*EXERCISE OBJECTIVE*
List each line of the data that holds the string "this", please.

*** INFORMATION SHOWN

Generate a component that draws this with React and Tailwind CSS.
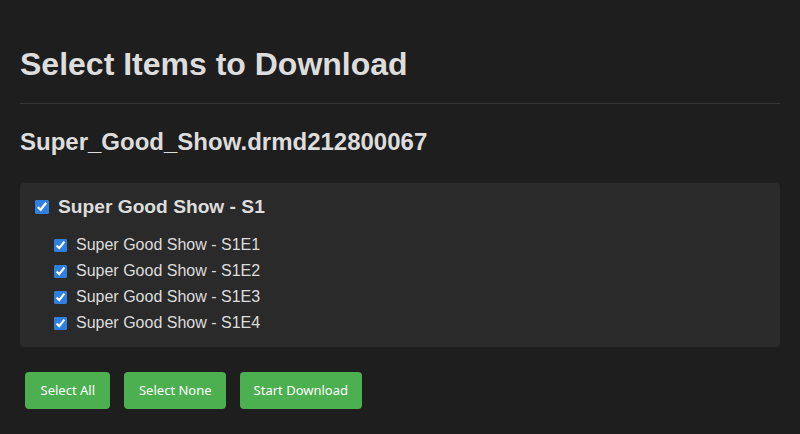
import React from "react";

const items = ["Super Good Show - S1E1", "Super Good Show - S1E2", "Super Good Show - S1E3", "Super Good Show - S1E4"];

export default function App() {
  return (
    <div className="min-h-[434px] bg-[#1e1e1e] text-[#dddddd] px-5 pt-5 pb-5" style={{ fontFamily: '"Liberation Sans", Arial, sans-serif' }}>
      <h1 className="mt-[26px] text-[32px] leading-[37px] font-bold pb-[20px] border-b border-[#333333]">Select Items to Download</h1>
      <h2 className="mt-[24px] text-[24px] leading-[28px] font-bold">Super_Good_Show.drmd212800067</h2>
      <div className="mt-[27px] bg-[#2a2a2a] rounded-[4px] pt-[13px] pb-[11px] px-[15px]">
        <label className="flex items-center h-[22px]">
          <input type="checkbox" defaultChecked className="w-[14px] h-[14px] ml-[0px] mr-[9px] accent-[#2f7fe0]" />
          <span className="text-[19.2px] font-bold">Super Good Show - S1</span>
        </label>
        <div className="mt-[14px] pl-[19px] flex flex-col">
          {items.map((it) => (
            <label key={it} className="flex items-center h-[26px]">
              <input type="checkbox" defaultChecked className="w-[13px] h-[13px] mr-[9px] accent-[#2f7fe0]" />
              <span className="text-[16px]">{it}</span>
            </label>
          ))}
        </div>
      </div>
      <div className="mt-[25px] flex gap-[14px] pl-[5px]" style={{ fontFamily: '"Noto Sans", sans-serif' }}>
        <button className="h-[37px] pt-[1px] px-[15.5px] bg-[#4caf50] text-white text-[13px] rounded-[4px]">Select All</button>
        <button className="h-[37px] pt-[1px] px-[14.5px] bg-[#4caf50] text-white text-[13px] rounded-[4px]">Select None</button>
        <button className="h-[37px] pt-[1px] px-[13.5px] bg-[#4caf50] text-white text-[13px] rounded-[4px]">Start Download</button>
      </div>
    </div>
  );
}
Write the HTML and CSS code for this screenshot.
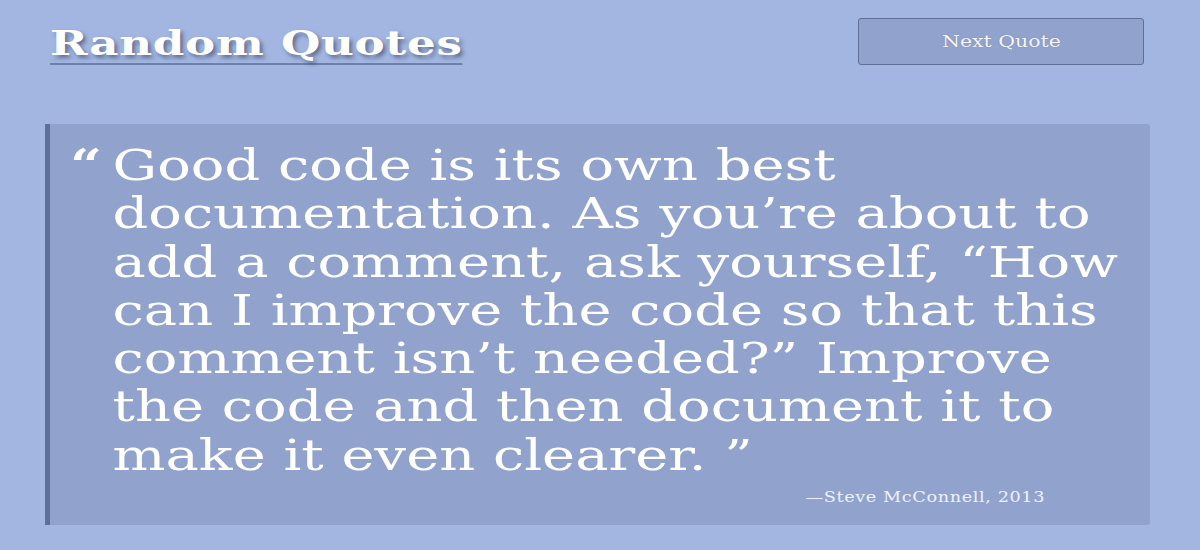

******

*SOLUTION TO THE EXERCISE*
Generate a component that draws this with React and Tailwind CSS.
Write the HTML and CSS code for this screenshot.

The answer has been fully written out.